As well, states that it “also features support for multi-asset pools — allowing pool owners to include up to eight different assets in their pool. These multi-asset pools give pool managers the flexibility to create complete portfolios that are automatically rebalanced by traders.”

In other words, all sides of the trading equation can benefit through Balancer — “passive” users can earn yield through their portfolios via the rebalancing effect, market makers can generate profitability through their liquidity provisions, while traders can go after the big bucks through speculative activities.
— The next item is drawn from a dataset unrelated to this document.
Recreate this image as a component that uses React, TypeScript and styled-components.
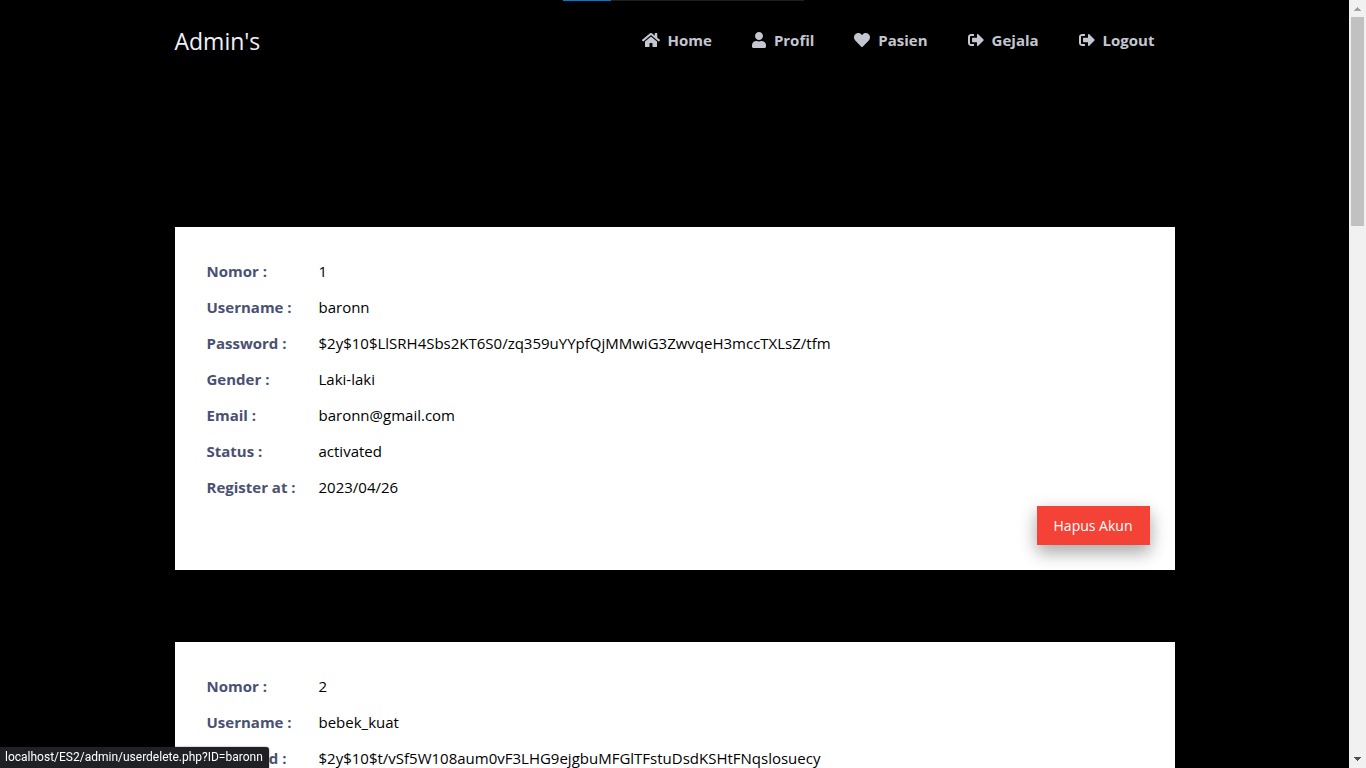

The Almost Inevitable Growth Proposition

For the time being, Balancer and other DeFi solutions may find their growth hindered due to erroneous assumptions about the cryptocurrency sector. Although speculation is the primary activity in the crypto markets, it’s actually not the catalyst that will provide blockchain initiatives with long-term success. Instead, groundbreaking projects like Balancer will appeal to the masses thanks to the democratization of every aspect of the investing ecosystem.

This is the reason why Monte Thomas of PhoenixDAO is so excited about the future of Balancer and DeFi-based solutions. Thomas stated,

“The idea of aggregating what we do in the crypto/Blockchain space will eventually become a must as adoption and use cases grow which is why I love the Balancer solution. I look forward to a future where with the advent of flawless interoperable identity later we are able to use Balancer to manage our trading, and other assets portfolio.”

At this juncture, it seems almost inevitable that DeFi will eventually go mainstream. There are too many ways for interested individuals to participate, either as a speculator, market makers, or passive-income investors. About the only obstacle preventing integration is awareness — thanks to the internet, that could change overnight.